L’associazione
delle Madri di Srebrenica ha citato in giudizio all’Aja in sede civile lo Stato
olandese poiché i caschi blu olandesi, sotto il comando del colonnello Ton
Karremans, “non impedirono l’uccisione di migliaia di civili”, venendo meno “al
principio prevalente della protezione dei civili”, come ha dichiarato uno dei
legali del gruppo di donne sopravvissute al genocidio del luglio 1995.
Purtroppo
il ricorso ha poche speranze oggettive di portare a una vittoria legale delle
ricorrenti poiché la dismissione dello stato di belligeranza da parte dei
caschi blu e il conseguente abbandono dei civili bosniaci musulmani alle
torture e alle uccisioni di massa da parte degli assassini guidati dal generale
serbo bosniaco Ratko Mladić e dell’immondizia paramilitare serba fu decisa in
sede di Consiglio di Sicurezza delle Nazioni Unite. Bisognerebbe dunque portare
in giudizio i cinque Stati membri permanenti del Consiglio di Sicurezza e le
Nazioni Unite stesse, il cui segretario generale al tempo era il mediocre
Boutros Boutros Ghali, per poter sperare di avere una qualche soddisfazione,
almeno in sede civile.
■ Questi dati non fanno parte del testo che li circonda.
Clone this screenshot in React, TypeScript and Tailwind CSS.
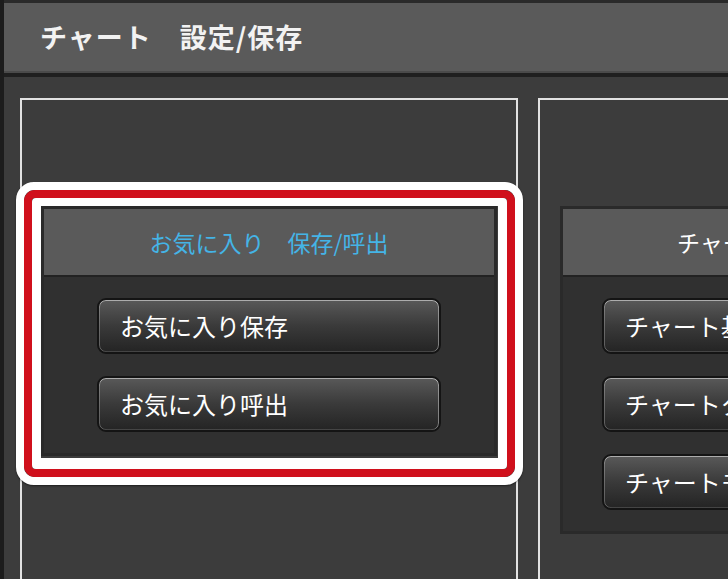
import React from 'react';

const FONT = "font-['Noto_Sans_CJK_JP','Noto_Sans',sans-serif]";

function ChartButton({ label }: { label: string }) {
  return (
    <button
      className="h-[56px] w-[344px] shrink-0 rounded-[9px] border-2 border-[#141414] bg-linear-to-b from-[#595959] via-[#3a3a3a] to-[#242424] pl-[21px] text-left text-[24px] leading-none text-white shadow-[inset_0_1px_0_rgba(255,255,255,0.5),inset_1px_0_0_rgba(255,255,255,0.25),inset_-1px_0_0_rgba(255,255,255,0.4),inset_0_-1px_0_rgba(255,255,255,0.15)] whitespace-nowrap overflow-hidden"
    >
      {label}
    </button>
  );
}

function Card({
  title,
  titleClass,
  children,
  bodyClass,
}: {
  title: string;
  titleClass: string;
  children: React.ReactNode;
  bodyClass: string;
}) {
  return (
    <div className="border-[3px] border-[#2a2a2a]">
      <div className={`flex h-[68px] shrink-0 items-center border-b-2 border-[#222222] bg-[#5a5a5a] text-[23px] whitespace-nowrap ${titleClass}`}>
        {title}
      </div>
      <div className={`flex flex-col gap-[22px] bg-[#303030] pt-[21px] pb-[21px] ${bodyClass}`}>{children}</div>
    </div>
  );
}

export default function App() {
  return (
    <div className={`relative flex h-[579px] w-[728px] overflow-hidden bg-[#3c3c3c] ${FONT}`}>
      <div className="w-[4px] shrink-0 bg-[#1c1c1c]" />
      <div className="flex min-w-0 flex-1 flex-col">
        <div className="h-[3px] shrink-0 bg-[#2a2a2a]" />
        <div className="flex h-[68px] shrink-0 items-center bg-[#5a5a5a] pl-[36px] text-[27px] font-bold tracking-[1px] text-[#f2f2f2] whitespace-nowrap">
          チャート　設定/保存
        </div>
        <div className="h-[2px] shrink-0 bg-[#4a4a4a]" />
        <div className="h-[4px] shrink-0 bg-[#1f1f1f]" />
        <div className="flex shrink-0 gap-[20px] pt-[21px] pl-[16px]">
          <div className="h-[520px] w-[498px] shrink-0 border-2 border-[#e2e2e2] px-[19px] pt-[106px]">
            <Card title="お気に入り　保存/呼出" titleClass="justify-center text-[#44b4e6]" bodyClass="items-center">
              <ChartButton label="お気に入り保存" />
              <ChartButton label="お気に入り呼出" />
            </Card>
          </div>
          <div className="h-[520px] w-[498px] shrink-0 border-2 border-[#e2e2e2] pl-[20px] pr-[19px] pt-[106px]">
            <Card title="チャート設定　保存/呼出" titleClass="pl-[114px] text-white" bodyClass="items-start pl-[39px]">
              <ChartButton label="チャート基本設定" />
              <ChartButton label="チャートタイプ設定" />
              <ChartButton label="チャートモード設定" />
            </Card>
          </div>
        </div>
      </div>

      {/* annotation frame */}
      <div className="pointer-events-none absolute left-[16px] top-[182px] h-[303px] w-[507px] rounded-[18px] border-8 border-white shadow-[0_1px_2px_rgba(0,0,0,0.5)]">
        <div className="h-full w-full rounded-[11px] border-8 border-[#d0101c]">
          <div className="h-full w-full rounded-[4px] border-t-8 border-l-[9px] border-r-[9px] border-b-[11px] border-white" />
        </div>
      </div>
    </div>
  );
}
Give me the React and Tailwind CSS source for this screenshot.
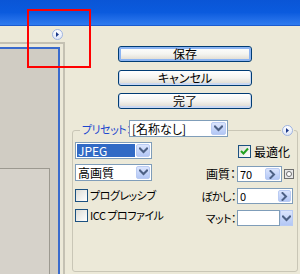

Poiché questo è impossibile – ma profondamente ingiusto –
l’operazione va interpretata soprattutto come un tentativo di continuare a
tenere desta l’attenzione sul genocidio di Srebrenica, a un anno e mezzo scarso
dal ventennale di quella immane tragedia e in tempi di amaro e vergognoso
negazionismo alimentato dalla ventata estremistica che scuote l’intera Europa.